The reality, though, is that no force is irresistible and no object is immovable. Since Denver and Seattle won their conferences and started packing for New Jersey two weeks ago, there’s been a swarm of articles proclaiming that football’s old adage, “Offense sells tickets, but defense wins championships” is true, and the numbers would seem to support this in history.

Let’s boil these articles down to a few facts. Since 1970, the team that scored the most points has played in the Super Bowl 18 times. In that same span the team that allowed the fewest points in the league has made to the big game 15 times and won 12. Edge to defense.

There are two problems with that conclusion. The first is that no matter how you measure offense or defense, a subjective element creeps in to the analysis.
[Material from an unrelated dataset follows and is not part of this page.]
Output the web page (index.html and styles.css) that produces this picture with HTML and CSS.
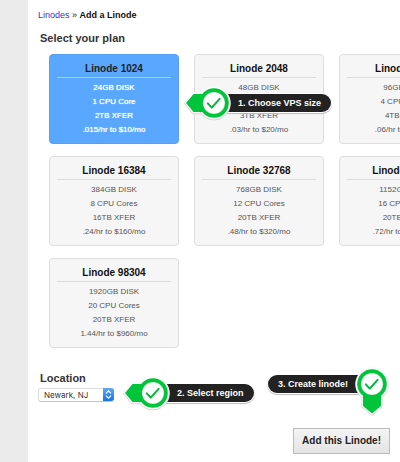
FILE: index.html
```html
<!DOCTYPE html>
<html lang="en">
<head>
<meta charset="utf-8">
<title>Add a Linode</title>
<link rel="stylesheet" href="styles.css">
</head>
<body>
<svg class="defs" aria-hidden="true">
  <symbol id="halo" viewBox="0 0 36 36">
    <circle cx="18" cy="18.5" r="16.7" fill="#c9c9c9"/>
    <circle cx="18" cy="18" r="16.5" fill="#fff"/>
  </symbol>
  <symbol id="disc" viewBox="0 0 36 36">
    <circle cx="18" cy="18" r="14.8" fill="#00c53b"/>
    <circle cx="18" cy="18" r="11.1" fill="#a9dfb6"/>
    <circle cx="18" cy="18" r="10.6" fill="#fff"/>
    <path d="M11.8 18.4l4 4.200 7.800-8.800" fill="none" stroke="#00b83a" stroke-width="2" stroke-linecap="round" stroke-linejoin="round"/>
  </symbol>
  <symbol id="marker-left" viewBox="0 0 48 36">
    <path d="M0 18.5L8.500 8H24V29.300H8.500Z" fill="#c9c9c9"/>
    <path d="M.4 18L8.700 7.600H24V28.400H8.700Z" fill="#fff"/>
    <use href="#halo" x="12" y="0" width="36" height="36"/>
    <path d="M2 18L9.500 9H24V27H9.500Z" fill="#00c53b"/>
    <use href="#disc" x="12" y="0" width="36" height="36"/>
  </symbol>
</svg>
<div class="page">
  <main class="content">
    <nav class="crumbs"><a href="#">Linodes</a> » <strong>Add a Linode</strong></nav>
    <h1 class="heading">Select your plan</h1>
    <div class="plans">
      <button class="plan selected" type="button">
        <span class="name">Linode 1024</span>
        <span>24GB DISK</span><span>1 CPU Core</span><span>2TB XFER</span><span>.015/hr to $10/mo</span>
      </button>
      <button class="plan" type="button">
        <span class="name">Linode 2048</span>
        <span>48GB DISK</span><span>2 CPU Cores</span><span>3TB XFER</span><span>.03/hr to $20/mo</span>
      </button>
      <button class="plan" type="button">
        <span class="name">Linode 4096</span>
        <span>96GB DISK</span><span>4 CPU Cores</span><span>4TB XFER</span><span>.06/hr to $40/mo</span>
      </button>
      <button class="plan" type="button">
        <span class="name">Linode 16384</span>
        <span>384GB DISK</span><span>8 CPU Cores</span><span>16TB XFER</span><span>.24/hr to $160/mo</span>
      </button>
      <button class="plan" type="button">
        <span class="name">Linode 32768</span>
        <span>768GB DISK</span><span>12 CPU Cores</span><span>20TB XFER</span><span>.48/hr to $320/mo</span>
      </button>
      <button class="plan" type="button">
        <span class="name">Linode 49152</span>
        <span>1152GB DISK</span><span>16 CPU Cores</span><span>20TB XFER</span><span>.72/hr to $480/mo</span>
      </button>
      <button class="plan" type="button">
        <span class="name">Linode 98304</span>
        <span>1920GB DISK</span><span>20 CPU Cores</span><span>20TB XFER</span><span>1.44/hr to $960/mo</span>
      </button>
      <div class="step step-size">
        <svg class="marker" viewBox="0 0 48 36" aria-hidden="true"><use href="#marker-left" width="48" height="36"/></svg>
        <span class="tag">1. Choose VPS size</span>
      </div>
    </div>
    <div class="bottom">
      <div class="location">
        <label class="heading" for="region">Location</label>
        <span class="picker">
          <select id="region"><option>Newark, NJ</option></select>
          <svg class="arrows" viewBox="0 0 11 13" aria-hidden="true">
            <path d="M3 5.300L5.500 2.800 8 5.300M3 7.700L5.500 10.200 8 7.700" fill="none" stroke="#fff" stroke-width="1.200"/>
          </svg>
        </span>
      </div>
      <div class="step">
        <svg class="marker" viewBox="0 0 48 36" aria-hidden="true"><use href="#marker-left" width="48" height="36"/></svg>
        <span class="tag">2. Select region</span>
      </div>
      <div class="submit">
        <div class="step step-create">
          <span class="tag">3. Create linode!</span>
          <svg class="marker-down" viewBox="0 0 36 50" aria-hidden="true">
            <path d="M7.400 26H28.600V41L18 50 7.400 41Z" fill="#c9c9c9"/>
            <path d="M7.700 26H28.300V40.600L18 49.200 7.700 40.600Z" fill="#fff"/>
            <use href="#halo" x="0" y="0" width="36" height="36"/>
            <path d="M9 26H27V40L18 47.500 9 40Z" fill="#00c53b"/>
            <use href="#disc" x="0" y="0" width="36" height="36"/>
          </svg>
        </div>
        <button class="add" type="submit">Add this Linode!</button>
      </div>
    </div>
  </main>
</div>
</body>
</html>
```
FILE: styles.css
```css
* { box-sizing: border-box; }

body {
  margin: 0;
  background: #fff;
  color: #222;
  font-family: "Liberation Sans", Arial, sans-serif;
  font-size: 9px;
}

.defs {
  position: absolute;
  width: 0;
  height: 0;
}

.page {
  min-height: 100vh;
  border-left: 28px solid #ebebeb;
}

.content {
  overflow: hidden;
  padding: 8px 10px;
}

.crumbs {
  font-size: 9px;
  line-height: 14px;
}

.crumbs a {
  color: #3a2fd0;
  text-decoration: none;
}

.crumbs strong { color: #111; }

.heading {
  display: block;
  margin: 0;
  padding-left: 2px;
  color: #333;
  font-size: 11px;
  font-weight: bold;
  line-height: 16px;
}

h1.heading { padding-top: 8px; }

.plans {
  position: relative;
  display: grid;
  grid-template-columns: repeat(3, 130px);
  gap: 12px 15px;
  padding: 8px 0 0 11px;
}

.plan {
  display: flex;
  flex-direction: column;
  height: 90px;
  padding: 6px 7px;
  border: 1px solid #dedede;
  border-radius: 4px;
  background: #f6f6f6;
  color: #555;
  font: 8px/14px "Liberation Sans", Arial, sans-serif;
  text-align: center;
}

.plan .name {
  margin-bottom: 3px;
  border-bottom: 1px solid #dcdcdc;
  color: #111;
  font-size: 10px;
  font-weight: bold;
  line-height: 16px;
}

.plan.selected {
  border-color: #559ff5;
  background: #5aa7ff;
  color: #fff;
  text-shadow: 0 0 1px #fff;
}

.plan.selected .name {
  border-color: #a5ceff;
  color: #222;
  text-shadow: none;
}

.step {
  display: flex;
  align-items: center;
}

.step-size {
  position: absolute;
  top: 39px;
  left: 146px;
}

.marker {
  position: relative;
  flex: none;
  width: 48px;
  height: 36px;
}

.marker-down {
  position: relative;
  flex: none;
  width: 36px;
  height: 50px;
}

.tag {
  margin-left: -4px;
  padding: 0 10px;
  border-radius: 0 9px 9px 0;
  background: #222;
  box-shadow: 0 0 0 1px #fff, 0 1px 1px 1px #bbb;
  color: #fff;
  font-size: 9px;
  font-weight: bold;
  line-height: 18px;
  white-space: nowrap;
}

.bottom {
  display: flex;
  align-items: flex-start;
  padding-top: 22px;
}

.location { width: 85px; }

.bottom > .step { padding-top: 5px; }

.picker {
  position: relative;
  display: block;
  width: 76px;
}

.picker select {
  display: block;
  appearance: none;
  width: 100%;
  height: 14px;
  margin-top: 2px;
  padding: 0 14px 0 5px;
  border: 1px solid #ddd;
  border-bottom-color: #c4c4c4;
  border-radius: 3px;
  background: #fff;
  color: #333;
  font: 8px/12px Inter, "Liberation Sans", sans-serif;
}

.arrows {
  position: absolute;
  top: 0;
  right: 0;
  width: 11px;
  height: 13px;
  border-radius: 0 3px 3px 0;
  background: linear-gradient(#5fa9f8, #1a70f0);
  pointer-events: none;
}

.submit {
  display: flex;
  flex-direction: column;
  align-items: flex-end;
  flex: 1;
  min-width: 0;
}

.step-create {
  align-items: flex-start;
  margin-top: -4px;
}

.step-create .tag {
  margin: 9px -4px 0 0;
  border-radius: 9px 0 0 9px;
}

.add {
  height: 26px;
  margin-top: 12px;
  padding: 0 8px;
  border: 1px solid #bbb;
  border-radius: 0;
  background: linear-gradient(#f4f4f4, #e4e4e4);
  color: #222;
  font: bold 10px/16px "Liberation Sans", Arial, sans-serif;
}
```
For instance, I think Joe Montana was the greatest quarterback in pro football history and so do most football writers I know, and neither of his best team—the 1984 and 1989 49ers—led in either points scored or yards gained. Consequently, they don’t show up in most studies flying around the Internet, even though those Montana teams won two Super Bowls by a total of 67 points.
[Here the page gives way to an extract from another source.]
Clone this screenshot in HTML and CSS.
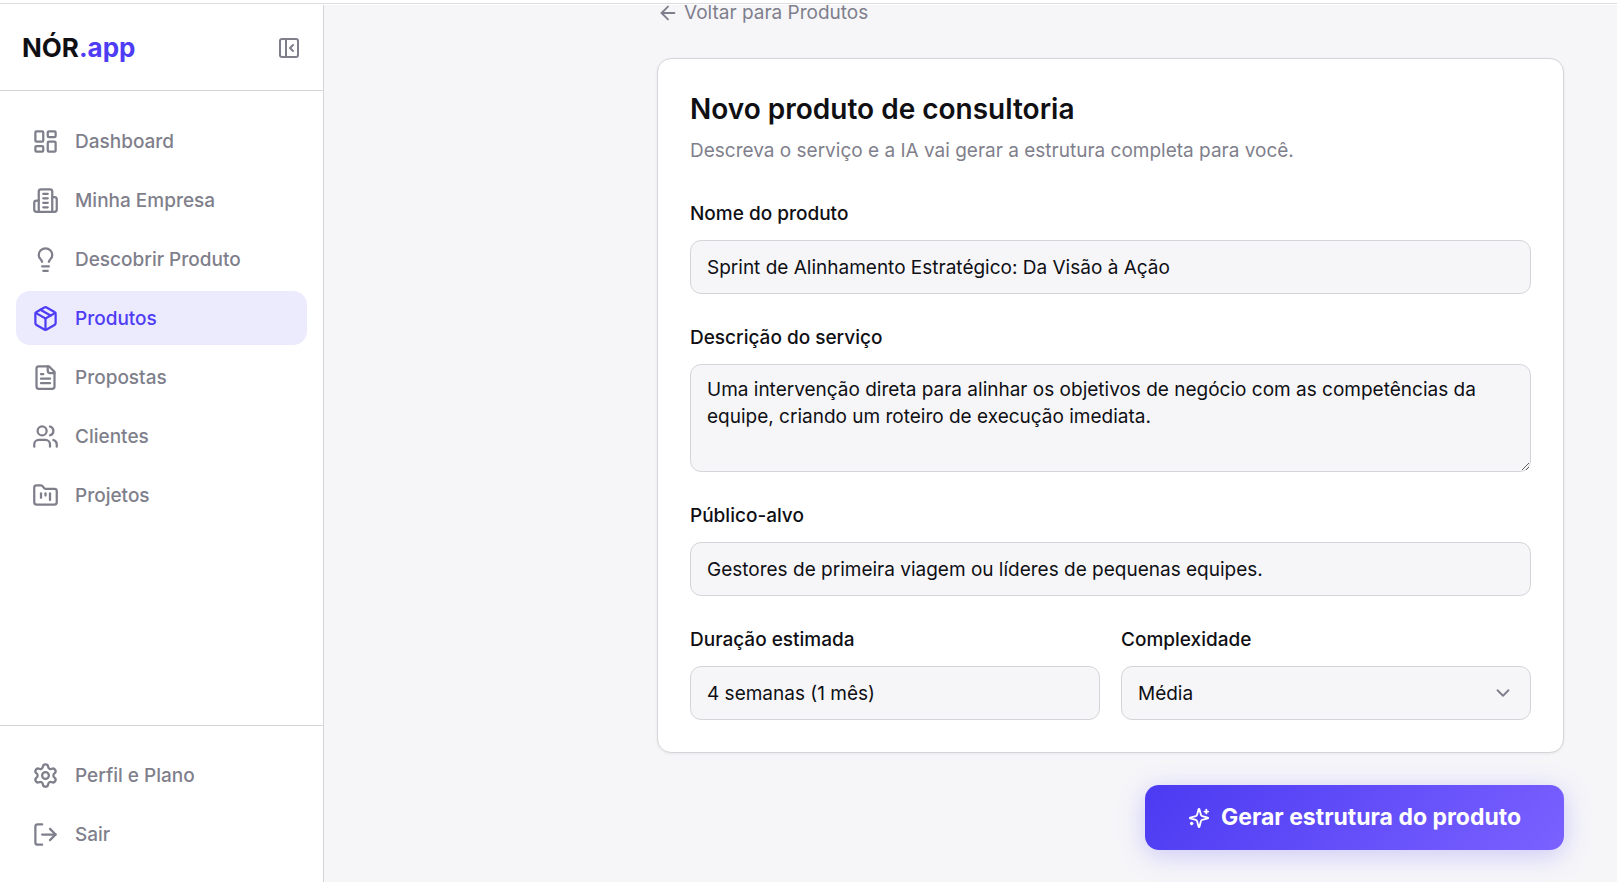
FILE: index.html
```html
<!DOCTYPE html>
<html lang="pt-BR">
<head>
    <meta charset="UTF-8">
    <meta name="viewport" content="width=device-width, initial-scale=1.0">
    <title>NÓR.app - Novo produto</title>
    <link rel="stylesheet" href="styles.css">
</head>
<body>

<div class="layout">
    <aside class="sidebar">
        <div class="sidebar-header">
            <a href="#" class="logo">NÓR<span>.app</span></a>
            <button type="button" class="collapse" aria-label="Recolher menu">
                <svg class="icon" viewBox="0 0 24 24"><rect x="3" y="3" width="18" height="18" rx="2"/><path d="M9 3v18"/><path d="m16 15-3-3 3-3"/></svg>
            </button>
        </div>

        <nav class="nav">
            <a href="#" class="nav-item">
                <svg class="icon" viewBox="0 0 24 24"><rect x="3" y="3" width="7" height="9" rx="1"/><rect x="14" y="3" width="7" height="5" rx="1"/><rect x="14" y="12" width="7" height="9" rx="1"/><rect x="3" y="16" width="7" height="5" rx="1"/></svg>
                Dashboard
            </a>
            <a href="#" class="nav-item">
                <svg class="icon" viewBox="0 0 24 24"><path d="M6 22V4a2 2 0 0 1 2-2h8a2 2 0 0 1 2 2v18Z"/><path d="M6 12H4a2 2 0 0 0-2 2v6a2 2 0 0 0 2 2h2"/><path d="M18 9h2a2 2 0 0 1 2 2v9a2 2 0 0 1-2 2h-2"/><path d="M10 6h4"/><path d="M10 10h4"/><path d="M10 14h4"/><path d="M10 18h4"/></svg>
                Minha Empresa
            </a>
            <a href="#" class="nav-item">
                <svg class="icon" viewBox="0 0 24 24"><path d="M15 14c.2-1 .7-1.7 1.5-2.5 1-.9 1.5-2.2 1.5-3.5A6 6 0 0 0 6 8c0 1 .2 2.2 1.5 3.5.7.7 1.3 1.5 1.5 2.5"/><path d="M9 18h6"/><path d="M10 22h4"/></svg>
                Descobrir Produto
            </a>
            <a href="#" class="nav-item active">
                <svg class="icon" viewBox="0 0 24 24"><path d="M11 21.73a2 2 0 0 0 2 0l7-4A2 2 0 0 0 21 16V8a2 2 0 0 0-1-1.73l-7-4a2 2 0 0 0-2 0l-7 4A2 2 0 0 0 3 8v8a2 2 0 0 0 1 1.73z"/><path d="M12 22V12"/><path d="m3.3 7 8.7 5 8.7-5"/><path d="m7.5 4.27 9 5.15"/></svg>
                Produtos
            </a>
            <a href="#" class="nav-item">
                <svg class="icon" viewBox="0 0 24 24"><path d="M15 2H6a2 2 0 0 0-2 2v16a2 2 0 0 0 2 2h12a2 2 0 0 0 2-2V7Z"/><path d="M14 2v4a2 2 0 0 0 2 2h4"/><path d="M10 9H8"/><path d="M16 13H8"/><path d="M16 17H8"/></svg>
                Propostas
            </a>
            <a href="#" class="nav-item">
                <svg class="icon" viewBox="0 0 24 24"><path d="M16 21v-2a4 4 0 0 0-4-4H6a4 4 0 0 0-4 4v2"/><circle cx="9" cy="7" r="4"/><path d="M22 21v-2a4 4 0 0 0-3-3.87"/><path d="M16 3.13a4 4 0 0 1 0 7.75"/></svg>
                Clientes
            </a>
            <a href="#" class="nav-item">
                <svg class="icon" viewBox="0 0 24 24"><path d="M4 20h16a2 2 0 0 0 2-2V8a2 2 0 0 0-2-2h-7.93a2 2 0 0 1-1.66-.9l-.82-1.2A2 2 0 0 0 7.93 3H4a2 2 0 0 0-2 2v13c0 1.1.9 2 2 2Z"/><path d="M8 10v4"/><path d="M12 10v2"/><path d="M16 10v6"/></svg>
                Projetos
            </a>
        </nav>

        <div class="sidebar-footer">
            <a href="#" class="nav-item">
                <svg class="icon" viewBox="0 0 24 24"><path d="M9.671 4.136a2.34 2.34 0 0 1 4.659 0 2.34 2.34 0 0 0 3.319 1.915 2.34 2.34 0 0 1 2.33 4.033 2.34 2.34 0 0 0 0 3.831 2.34 2.34 0 0 1-2.33 4.033 2.34 2.34 0 0 0-3.319 1.915 2.34 2.34 0 0 1-4.659 0 2.34 2.34 0 0 0-3.32-1.915 2.34 2.34 0 0 1-2.33-4.033 2.34 2.34 0 0 0 0-3.831A2.34 2.34 0 0 1 6.35 6.051a2.34 2.34 0 0 0 3.319-1.915"/><circle cx="12" cy="12" r="3"/></svg>
                Perfil e Plano
            </a>
            <button type="button" class="nav-item">
                <svg class="icon" viewBox="0 0 24 24"><path d="M9 21H5a2 2 0 0 1-2-2V5a2 2 0 0 1 2-2h4"/><path d="m16 17 5-5-5-5"/><path d="M21 12H9"/></svg>
                Sair
            </button>
        </div>
    </aside>

    <main class="main">
        <form class="content">
            <a href="#" class="back">
                <svg class="icon" viewBox="0 0 24 24"><path d="m12 19-7-7 7-7"/><path d="M19 12H5"/></svg>
                Voltar para Produtos
            </a>

            <section class="card">
                <h1>Novo produto de consultoria</h1>
                <p class="subtitle">Descreva o serviço e a IA vai gerar a estrutura completa para você.</p>

                <div class="fields">
                    <div class="field">
                        <label for="nome">Nome do produto</label>
                        <input type="text" id="nome" value="Sprint de Alinhamento Estratégico: Da Visão à Ação">
                    </div>
                    <div class="field">
                        <label for="descricao">Descrição do serviço</label>
                        <textarea id="descricao" rows="3">Uma intervenção direta para alinhar os objetivos de negócio com as competências da equipe, criando um roteiro de execução imediata.</textarea>
                    </div>
                    <div class="field">
                        <label for="publico">Público-alvo</label>
                        <input type="text" id="publico" value="Gestores de primeira viagem ou líderes de pequenas equipes.">
                    </div>
                    <div class="row">
                        <div class="field">
                            <label for="duracao">Duração estimada</label>
                            <input type="text" id="duracao" value="4 semanas (1 mês)">
                        </div>
                        <div class="field">
                            <label for="complexidade">Complexidade</label>
                            <div class="select">
                                <select id="complexidade">
                                    <option>Baixa</option>
                                    <option selected>Média</option>
                                    <option>Alta</option>
                                </select>
                                <svg class="icon" viewBox="0 0 24 24"><path d="m6 9 6 6 6-6"/></svg>
                            </div>
                        </div>
                    </div>
                </div>
            </section>

            <button type="submit" class="button">
                <svg class="icon" viewBox="0 0 24 24"><path d="M9.937 15.5A2 2 0 0 0 8.5 14.063l-6.135-1.582a.5.5 0 0 1 0-.962L8.5 9.936A2 2 0 0 0 9.937 8.5l1.582-6.135a.5.5 0 0 1 .963 0L14.063 8.5A2 2 0 0 0 15.5 9.937l6.135 1.581a.5.5 0 0 1 0 .964L15.5 14.063a2 2 0 0 0-1.437 1.437l-1.582 6.135a.5.5 0 0 1-.963 0z"/><path d="M20 3v4"/><path d="M22 5h-4"/><path d="M4 17v2"/><path d="M5 18H3"/></svg>
                Gerar estrutura do produto
            </button>
        </form>
    </main>
</div>

</body>
</html>
```
FILE: styles.css
```css
* {
    box-sizing: border-box;
}
body {
    display: flex;
    flex-direction: column;
    min-height: 100vh;
    margin: 0;
    padding-top: 3px;
    font-family: 'Inter', sans-serif;
    font-size: 19px;
    line-height: 27px;
    color: #0f0f14;
    background-color: white;
}
a {
    color: inherit;
    text-decoration: none;
}
button, input, textarea, select {
    font: inherit;
    color: inherit;
}
.icon {
    flex: none;
    width: 22px;
    height: 22px;
    fill: none;
    stroke: currentColor;
    stroke-width: 2;
    stroke-linecap: round;
    stroke-linejoin: round;
}
.layout {
    display: flex;
    flex: 1;
    padding-top: 1px;
    border-top: 1px solid #dedee0;
}

/* Sidebar */
.sidebar {
    display: flex;
    flex-direction: column;
    flex: none;
    width: 324px;
    background-color: white;
    border-right: 1px solid #d4d5d8;
}
.sidebar-header {
    display: flex;
    align-items: center;
    justify-content: space-between;
    height: 86px;
    padding: 0 22px;
    border-bottom: 1px solid #d4d5d8;
}
.logo {
    font-size: 26px;
    font-weight: 700;
}
.logo span {
    color: #4f3df5;
}
.collapse {
    display: flex;
    padding: 0;
    border: none;
    background: none;
    color: #7f7f8c;
    cursor: pointer;
}
.collapse .icon {
    width: 24px;
    height: 24px;
}
.nav {
    display: flex;
    flex-direction: column;
    flex: 1;
    gap: 5px;
    padding: 23px 16px;
}
.nav-item {
    display: flex;
    align-items: center;
    gap: 16px;
    height: 54px;
    padding: 0 16px;
    border: none;
    border-radius: 14px;
    background: none;
    color: #7f7f8c;
    font-weight: 500;
    cursor: pointer;
}
.nav-item .icon {
    width: 27px;
    height: 27px;
}
.nav-item.active {
    background-color: #eceafd;
    color: #4f3df5;
}
.sidebar-footer {
    display: flex;
    flex-direction: column;
    gap: 5px;
    padding: 22px 16px 21px;
    border-top: 1px solid #d4d5d8;
}

/* Main content */
.main {
    flex: 1;
    padding: 0 53px 24px;
    background-color: #f6f6f9;
}
.content {
    display: flex;
    flex-direction: column;
    max-width: 907px;
    margin-left: auto;
}
.back {
    display: flex;
    align-items: center;
    align-self: flex-start;
    gap: 5px;
    height: 15px;
    color: #7f7f8c;
}
.card {
    margin: 38px 0 32px;
    padding: 32px;
    background-color: white;
    border: 1px solid #d4d5d8;
    border-radius: 14px;
    box-shadow: 0 1px 3px rgba(0, 0, 0, 0.06);
}
h1 {
    margin: 0 0 10px;
    font-size: 28px;
    line-height: 36px;
    font-weight: 600;
}
.subtitle {
    margin: 0 0 36px;
    color: #7f7f8c;
}
.fields {
    display: flex;
    flex-direction: column;
    gap: 30px;
}
.field {
    display: flex;
    flex-direction: column;
    gap: 13px;
}
.row {
    display: grid;
    grid-template-columns: 1fr 1fr;
    gap: 21px;
}
label {
    font-weight: 500;
}
input, textarea, select {
    width: 100%;
    height: 54px;
    padding: 0 16px;
    background-color: #f6f6f9;
    border: 1px solid #d4d5d8;
    border-radius: 11px;
    outline: none;
}
input:focus, textarea:focus, select:focus {
    border-color: #4f3df5;
}
textarea {
    display: block;
    height: auto;
    padding: 11px 16px 14px;
    resize: vertical;
}
.select {
    position: relative;
}
select {
    display: block;
    appearance: none;
}
.select .icon {
    position: absolute;
    top: 16px;
    right: 17px;
    color: #7f7f8c;
    pointer-events: none;
}
.button {
    display: flex;
    align-items: center;
    align-self: flex-end;
    gap: 11px;
    height: 65px;
    padding: 0 43px;
    border: none;
    border-radius: 14px;
    background: linear-gradient(135deg, #4b3af2, #7a61ff);
    box-shadow: 0 5px 27px rgba(79, 61, 245, 0.25);
    color: white;
    font-size: 23px;
    font-weight: 700;
    cursor: pointer;
}
```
The other problem with arguing offense vs. defense in football is that every team must play on both sides of the ball, and the performance of the offensive team affects their defense—and vice versa. To hear most of the sports media, you’d think this was a head-to-head battle between the Manning, the best QB in the game today, and the Seattle Seahawks Legion of Boom defensive backs lead by Sherman, probably the best defensive player in the league.

But it’s much more complicated than that. Seattle has a terrific quarterback, too, in Russell Wilson, and though you haven’t heard all that much about him, he was, though not as prolific as Manning, very nearly as effective in his second season. Peyton had many more yards passing, 5477 to 3357, but that’s because he threw much more often. In the most important of passing stats, yards per throw, he barely edged Wilson out, 8.31 to 8.25 yards/pass.

If I were a Seattle fan, though, I’d be a little worried about a few passing stats. Wilson was sacked 44 times in just 458 attempts, or once in about every 10 drop backs. Manning, though he’s not nearly so elusive as Wilson, was dumped just 18 times in 677 attempts, just 2.7 percent. (Peyton’s quick release makes it difficult for pass rushers to get to him before he lets loose; he releases most of his passes inside 1.8 seconds after snap.)

I’d worry, too that Denver has figured out that pass protection may be Seattle’s Achilles heel. Over their first 12 games, they averaged 28.3 points, but over the last six—including their two playoff victories over New Orleans and San Francisco—they averaged just 20.5. That’s an eye-opening drop off.

As you would expect when the two top-seeded teams in the game play each other, the so-called experts are divided on who will win. Most power rating systems—such as the reliable Jeff Sagarin at USA Today—give the Seahawks an edge of 2- 2 ½ points (Sagarin makes it 2.4 favor Seattle) while Denver is a 2—2 1/2 point favorite on the betting line.

Analysts make projections based on purely objective data, while the betting odds can often be shaped by bettors who rely on intuition. Which one is usually more correct? Everyone knows that analysis beats intuition. And vice versa.